ON the day Scotland’s grouse season ends, a new report has claimed the activity is the least economically effective alternative use of land, with an annual gross value added (GVA) of just £30 per hectare (ha).

The report – Back to Life – examines a range of other uses for the land, including biomass, solar power, agriculture and housing, all of which would produce far greater value.

If the land were used for other purposes, horticulture would return the greatest GVA at £12,412/ha, followed by housing (£11,950) and solar power (£10,952).

Horticulture, which currently uses 0.26% of Scotland’s land area, would create 7370 jobs, generate £261 million for the economy and would need 3ha to create one job.

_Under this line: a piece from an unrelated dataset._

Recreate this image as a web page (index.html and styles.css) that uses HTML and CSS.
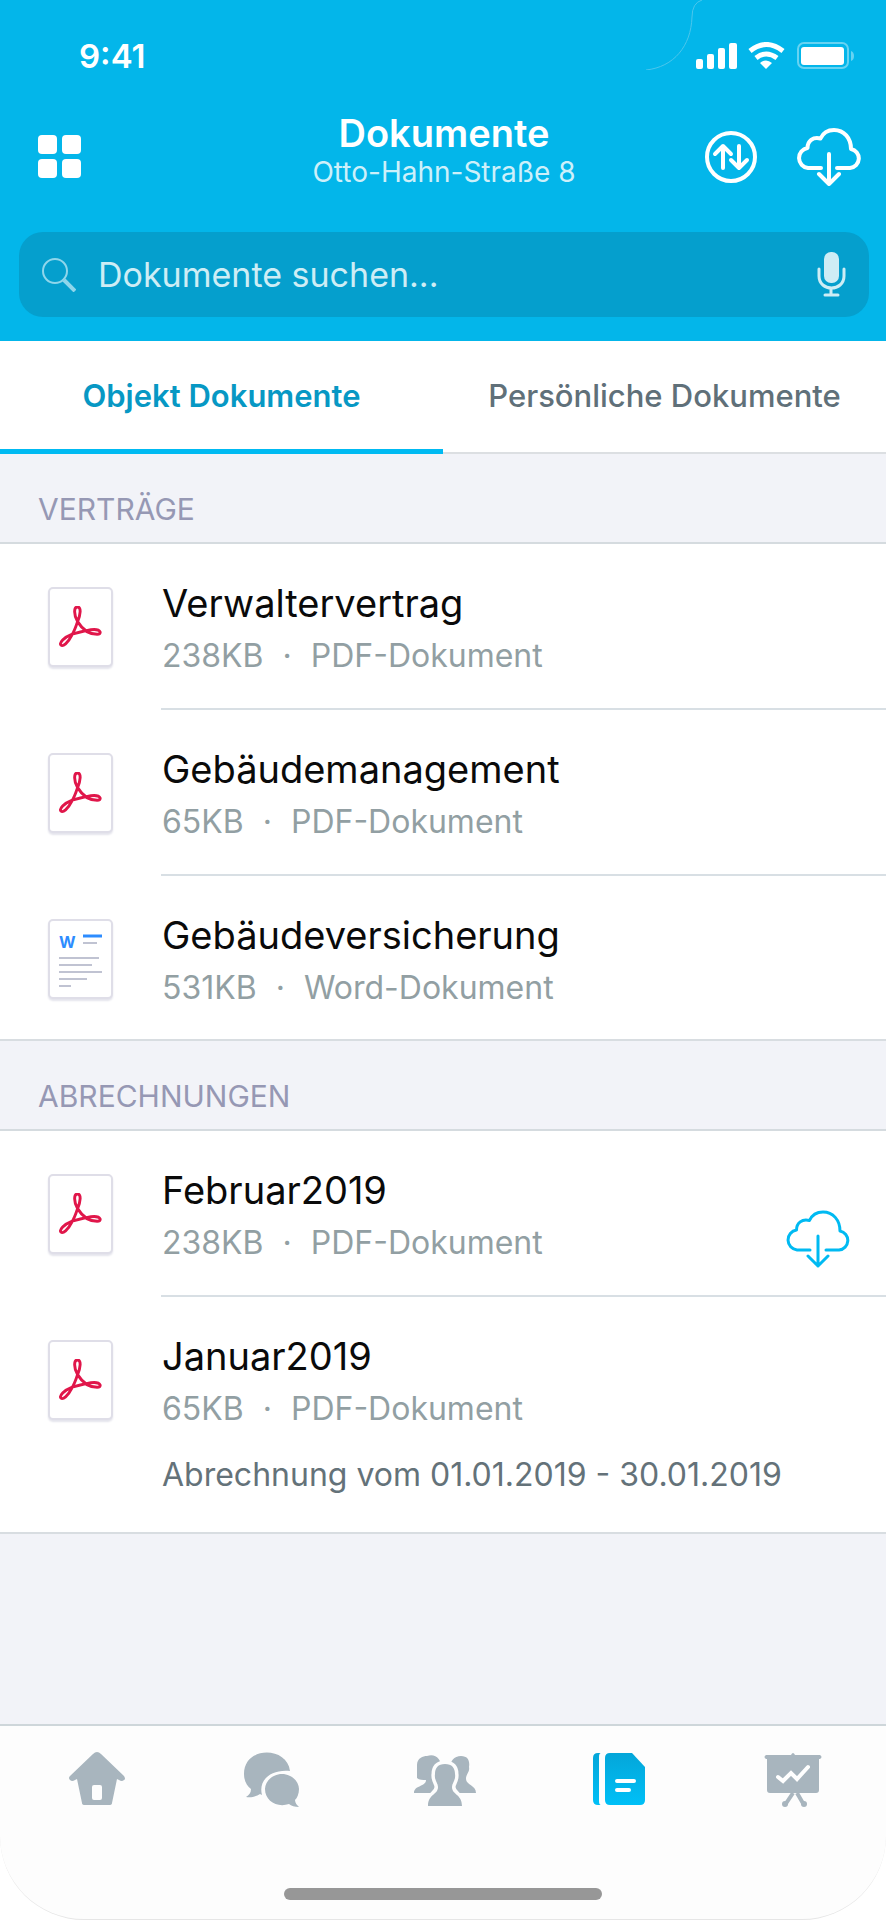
FILE: index.html
```html
<!DOCTYPE html>
<html lang="de">
<head>
<meta charset="utf-8">
<meta name="viewport" content="width=device-width, initial-scale=1">
<title>Dokumente</title>
<link rel="stylesheet" href="styles.css">
</head>
<body>
<svg class="defs" aria-hidden="true">
  <defs>
    <symbol id="cloud" viewBox="0 0 64 58">
      <path d="M24 40H11A10.100 10.100 0 0 1 10.500 20C10.500 13 16 8.500 23.500 10.500C26 5 31 2 37 2C47 2 54 10 54 21A9.600 9.600 0 0 1 53 40H40M32 26v30M22 46l10 10 10-10"/>
    </symbol>
    <symbol id="pdf" viewBox="0 0 44 43">
      <path d="M19 16C15 9 15 1 19 1S22 9 19 16C17 22 15 27 13 30C9 38 4 42 2 40S5 32 13 29C20 27 30 24 36 24C43 24 44 29 39 29C31 29 24 24 19 16z"/>
    </symbol>
  </defs>
</svg>
<div class="screen">
  <header class="header">
    <svg class="notch" viewBox="0 0 56 70" aria-hidden="true"><path d="M56 0Q46 3 46 17C45 46 28 67 0 70"/></svg>
    <div class="status">
      <time class="clock">9:41</time>
      <svg class="status-icons" viewBox="0 0 158 28" role="img" aria-label="Mobilfunk, WLAN, Akku">
        <g fill="#fff">
          <rect x="0" y="17" width="7" height="10" rx="2"/><rect x="11" y="12" width="7" height="15" rx="2"/><rect x="22" y="6" width="7" height="21" rx="2"/><rect x="33" y="1" width="8" height="26" rx="2"/>
          <path d="M70 27l-6-6q6-5 12 0z"/>
        </g>
        <g fill="none" stroke="#fff" stroke-width="5"><path d="M54 9q16-13 33 0M60 16q10-8 21 0"/></g>
        <rect x="102" y="1" width="50" height="25" rx="6" fill="none" stroke="#fff" stroke-opacity=".4" stroke-width="2"/>
        <rect x="105" y="5" width="43" height="18" rx="3" fill="#fff"/>
        <path d="M155 9q3 1 3 5t-3 5z" fill="#fff" fill-opacity=".4"/>
      </svg>
    </div>
    <div class="nav">
      <button class="icon-button" type="button" aria-label="Übersicht">
        <svg class="grid-icon" viewBox="0 0 44 44"><g fill="#fff"><rect width="19" height="19" rx="4"/><rect x="24" width="19" height="19" rx="4"/><rect y="24" width="19" height="19" rx="4"/><rect x="24" y="24" width="19" height="19" rx="4"/></g></svg>
      </button>
      <div class="titles">
        <h1 class="title">Dokumente</h1>
        <p class="subtitle">Otto-Hahn-Straße 8</p>
      </div>
      <div class="actions">
        <button class="icon-button" type="button" aria-label="Sortieren">
          <svg class="sort-icon" viewBox="0 0 52 52"><g fill="none" stroke="#fff" stroke-width="4" stroke-linecap="round" stroke-linejoin="round"><circle cx="26" cy="26" r="24"/><path d="M18 37V15M10 23l8-8 8 8M34 15v22M26 29l8 8 8-8"/></g></svg>
        </button>
        <button class="icon-button" type="button" aria-label="Herunterladen">
          <svg class="cloud cloud-bold"><use href="#cloud"/></svg>
        </button>
      </div>
    </div>
    <div class="search">
      <svg class="lens" viewBox="0 0 34 34" aria-hidden="true"><g fill="none"><circle cx="13" cy="13" r="12" stroke-width="2"/><path d="M22 22l11 11" stroke-width="4"/></g></svg>
      <input class="search-input" type="text" placeholder="Dokumente suchen..." aria-label="Dokumente suchen">
      <button class="icon-button" type="button" aria-label="Spracheingabe">
        <svg class="mic" viewBox="0 0 29 46"><rect x="7" y="0" width="15" height="31" rx="7" fill="#ceedf5"/><path d="M2 17v7c0 16 25 16 25 0v-7M14 37v6M8 43h13" fill="none" stroke="#ceedf5" stroke-width="3" stroke-linecap="round"/></svg>
      </button>
    </div>
  </header>

  <nav class="tabs">
    <button class="tab tab-active" type="button">Objekt Dokumente</button>
    <button class="tab" type="button">Persönliche Dokumente</button>
  </nav>

  <main class="content">
    <section class="group">
      <h2 class="group-title">VERTRÄGE</h2>
      <ul class="list">
        <li class="row">
          <svg class="doc" viewBox="0 0 44 43"><use href="#pdf"/></svg>
          <div class="row-body"><div><h3 class="name">Verwaltervertrag</h3><p class="meta"><span>238KB</span><span>·</span><span>PDF-Dokument</span></p></div></div>
        </li>
        <li class="row">
          <svg class="doc" viewBox="0 0 44 43"><use href="#pdf"/></svg>
          <div class="row-body"><div><h3 class="name">Gebäudemanagement</h3><p class="meta"><span>65KB</span><span>·</span><span>PDF-Dokument</span></p></div></div>
        </li>
        <li class="row">
          <div class="doc doc-word"><b class="word-mark">W</b>
            <svg class="word-lines" viewBox="0 0 43 54"><g fill="none" stroke="#c0c3d2" stroke-width="2"><path d="M24 10h14M0 25h40M0 32h33M0 39h43M0 46h28M0 53h12"/><path d="M24 3h19" stroke="#2d8cff" stroke-width="3"/></g></svg>
          </div>
          <div class="row-body"><div><h3 class="name">Gebäudeversicherung</h3><p class="meta"><span>531KB</span><span>·</span><span>Word-Dokument</span></p></div></div>
        </li>
      </ul>
    </section>
    <section class="group">
      <h2 class="group-title">ABRECHNUNGEN</h2>
      <ul class="list">
        <li class="row">
          <svg class="doc" viewBox="0 0 44 43"><use href="#pdf"/></svg>
          <div class="row-body"><div><h3 class="name">Februar2019</h3><p class="meta"><span>238KB</span><span>·</span><span>PDF-Dokument</span></p></div>
          <button class="icon-button row-action" type="button" aria-label="Februar2019 herunterladen"><svg class="cloud"><use href="#cloud"/></svg></button></div>
        </li>
        <li class="row">
          <svg class="doc" viewBox="0 0 44 43"><use href="#pdf"/></svg>
          <div class="row-body"><div><h3 class="name">Januar2019</h3><p class="meta"><span>65KB</span><span>·</span><span>PDF-Dokument</span></p><p class="note">Abrechnung vom 01.01.2019 - 30.01.2019</p></div></div>
        </li>
      </ul>
    </section>
  </main>

  <footer class="footer">
    <div class="dock">
    <nav class="tabbar">
      <a class="tabbar-item" href="#start" aria-label="Start"><svg class="tab-icon" viewBox="0 0 64 56"><path fill-rule="evenodd" d="M28 2q4-4 8 0l23 22q2 3 0 4-2 2-5 0l-2-1-5 24q0 2-3 2H20q-3 0-3-2l-5-24-2 1q-3 2-5 0-2-2 0-4zM29 33q-2 0-2 2v11q0 2 2 2h6q2 0 2-2V35q0-2-2-2z"/></svg></a>
      <a class="tabbar-item" href="#chat" aria-label="Nachrichten"><svg class="tab-icon" viewBox="0 0 64 56"><path d="M51 19C48-6 5-6 5 22c0 7 3 12 7 15 0 4-2 6-5 8 6 1 11-1 14-3l2 1C19 28 32 17 51 19z"/><path d="M43 22c9 0 17 7 17 15 0 5-2 9-4 11 0 3 2 5 4 7-4 0-8-1-10-3-12 4-24-3-24-15 0-8 8-15 17-15z"/></svg></a>
      <a class="tabbar-item" href="#kontakte" aria-label="Kontakte"><svg class="tab-icon" viewBox="0 0 64 56"><path d="M4 26V13C4 6 10 4 14 4c9-3 14 4 14 10 0 6-4 10-5 13 0 6 11 7 11 14H1c0-8 12-6 12-13-3 0-7 0-9-2z"/><path d="M48 4c7 0 9 5 8 11 1 5-3 7-3 12 0 6 10 6 10 14H32c0-8 9-8 8-14-2-3-3-5-3-10 0-8 4-13 11-13z"/><path class="front-person" d="M32 12c7 0 10 4 10 10 1 6-3 9-3 13 0 8 10 7 10 19H15c0-12 10-11 10-19 0-4-4-7-3-13 0-6 3-10 10-10z"/></svg></a>
      <a class="tabbar-item" href="#dokumente" aria-label="Dokumente" aria-current="page"><svg class="tab-icon" viewBox="0 0 64 56"><defs><linearGradient id="blue" x2="0" y2="1"><stop stop-color="#04a6d9"/><stop offset="1" stop-color="#00c0f7"/></linearGradient></defs><path fill="url(#blue)" d="M14 1q-2 0-2 4v44q0 4 2 4h-3q-5 0-5-5V6q0-5 5-5z"/><path fill="url(#blue)" d="M23 1h22l13 14v33q0 5-5 5H23q-5 0-5-5V6q0-5 5-5z"/><path d="M30 29h17M30 38h12" stroke="#fff" stroke-width="4" stroke-linecap="round"/></svg></a>
      <a class="tabbar-item" href="#berichte" aria-label="Berichte"><svg class="tab-icon" viewBox="0 0 64 56"><path d="M5 3h25q2-4 4 0h25q3 2 0 4h-1v31q0 3-3 3H9q-3 0-3-3V7H5q-3-2 0-4z"/><path d="M32 41l-8 12M36 41l7 12" fill="none" stroke="#a8b5be" stroke-width="4"/><circle cx="24" cy="52" r="3"/><circle cx="43" cy="52" r="3"/><path d="M17 25l5 4 8-8 6 6 11-12" fill="none" stroke="#fff" stroke-width="4" stroke-linecap="round"/></svg></a>
    </nav>
    <div class="home-indicator"></div>
    </div>
  </footer>
</div>
</body>
</html>
```
FILE: styles.css
```css
* { box-sizing: border-box; margin: 0; padding: 0; }
body { background: #fff; font-family: Inter, Roboto, sans-serif; }
button { border: 0; background: none; font: inherit; color: inherit; cursor: pointer; }
.defs { position: absolute; width: 0; height: 0; }
.screen { display: flex; flex-direction: column; min-height: 100vh; background: #f2f3f8; }

.header { position: relative; padding: 0 17px 24px 19px; background: #03b6ea; color: #fff; }
.notch { position: absolute; top: 0; right: 184px; width: 56px; height: 70px; fill: none; stroke: #4cc6ec; }
.status { display: flex; align-items: center; justify-content: space-between; height: 112px; padding: 0 15px 0 60px; }
.clock { font-size: 33px; font-weight: 600; }
.status-icons { width: 158px; height: 28px; }
.nav { display: grid; grid-template-columns: 1fr auto 1fr; align-items: center; height: 90px; }
.nav > .icon-button { padding-left: 19px; }
.icon-button { display: flex; }
.titles { padding-bottom: 12px; text-align: center; }
.title { font-size: 38px; line-height: 42px; font-weight: 600; }
.subtitle { font-size: 28px; line-height: 36px; color: #cdf0fa; }
.actions { display: flex; justify-content: flex-end; align-items: center; gap: 40px; padding-right: 8px; }
.grid-icon { width: 44px; height: 44px; }
.sort-icon { width: 52px; height: 52px; }
.cloud { width: 64px; height: 58px; fill: none; stroke: #00baf2; stroke-width: 3px; stroke-linecap: round; stroke-linejoin: round; }
.cloud-bold { stroke: #fff; stroke-width: 4px; }
.search { display: flex; align-items: center; gap: 22px; height: 85px; margin-top: 30px; padding: 0 23px; border-radius: 24px; background: #059fcd; }
.lens { width: 34px; height: 34px; stroke: #8fd6eb; }
.search-input { flex: 1; min-width: 0; border: 0; outline: 0; background: none; color: #ceedf5; font: inherit; font-size: 34px; }
.search-input::placeholder { color: #ceedf5; opacity: 1; }
.mic { width: 29px; height: 46px; }

.tabs { display: flex; height: 113px; background: #fff; border-bottom: 2px solid #dcdfe2; }
.tab { flex: 1; height: 113px; font-size: 31px; font-weight: 500; color: #607079; border-bottom: 5px solid transparent; }
.tab-active { color: #0798c4; font-weight: 600; border-bottom-color: #00baf2; }

.content { flex: 1; }
.group-title { display: flex; align-items: flex-end; height: 90px; padding: 0 38px 15px; font-size: 30px; line-height: 36px; font-weight: 400; color: #9698b4; border-bottom: 2px solid #d5dbdf; }
.list { list-style: none; background: #fff; border-bottom: 2px solid #d8dde1; }
.row { display: flex; min-height: 166px; padding-left: 48px; }
.row:last-child { min-height: 163px; }
.doc { flex: none; width: 65px; height: 80px; margin: 43px 48px 0 0; padding: 17px 9px; background: #fff; border: 2px solid #dfdee8; border-radius: 5px; box-shadow: 0 2px 2px #e4e4ec; fill: none; stroke: #e0164a; stroke-width: 3px; }
.doc-word { display: grid; padding: 12px 9px; }
.word-mark, .word-lines { grid-area: 1 / 1; }
.word-mark { font-size: 16px; line-height: 18px; color: #2d8cff; }
.word-lines { width: 43px; height: 54px; }
.row-body { flex: 1; display: flex; align-items: flex-start; justify-content: space-between; padding: 35px 36px 26px 1px; border-bottom: 2px solid #d8dfe4; }
.row:last-child .row-body { border-bottom: 0; }
.name { font-size: 38px; line-height: 48px; font-weight: 400; color: #0a0a0a; }
.meta { display: flex; gap: 19px; font-size: 32px; line-height: 45px; padding-top: 6px; color: #929fa3; }
.note { padding: 22px 0 9px; font-size: 32px; line-height: 44px; color: #647279; }
.row-action { margin-top: 44px; }

.footer { background: #fff; border-top: 2px solid #ced6da; }
.dock { height: 194px; padding-top: 26px; background: #fdfdfd; border-bottom: 1px solid #e6e6e6; border-radius: 0 0 84px 84px; }
.tabbar { display: flex; padding: 0 6px 0 10px; }
.tabbar-item { flex: 1; display: flex; justify-content: center; }
.tab-icon { width: 64px; height: 56px; fill: #a8b5be; }
.front-person { stroke: #fdfdfd; stroke-width: 7px; paint-order: stroke; }
.home-indicator { width: 318px; height: 12px; margin: 80px auto 0; border-radius: 6px; background: #979797; }
```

By contrast, the report said grouse shooting, on the current land use area of 1.5 million ha (18% of land area), created 2640 jobs, had an annual economic impact of £32m and required 330ha to create just one job.

The Revive coalition, a group that wants to reform the use of grouse moors, commissioned the report produced by think tank Common Weal and research and design collective Lateral North.

It said almost a fifth of Scotland’s land is kept barren for the sole purpose of maximising the number of red grouse – so they can be killed for sport. Debates continue to rage about the rights and wrongs of killing animals for sport and ownership of Scotland’s land being concentrated in too few hands, but the grouse moor owners say there is no alternative use and bloodsports is the only economic activity that can be sustained.

However, Revive said the conclusion of its report was simple: “Of all the possible uses of this land, grouse shooting is not only the least moral, it is by far the least economically effective. In fact, almost any other use will create more value and more jobs per hectare.”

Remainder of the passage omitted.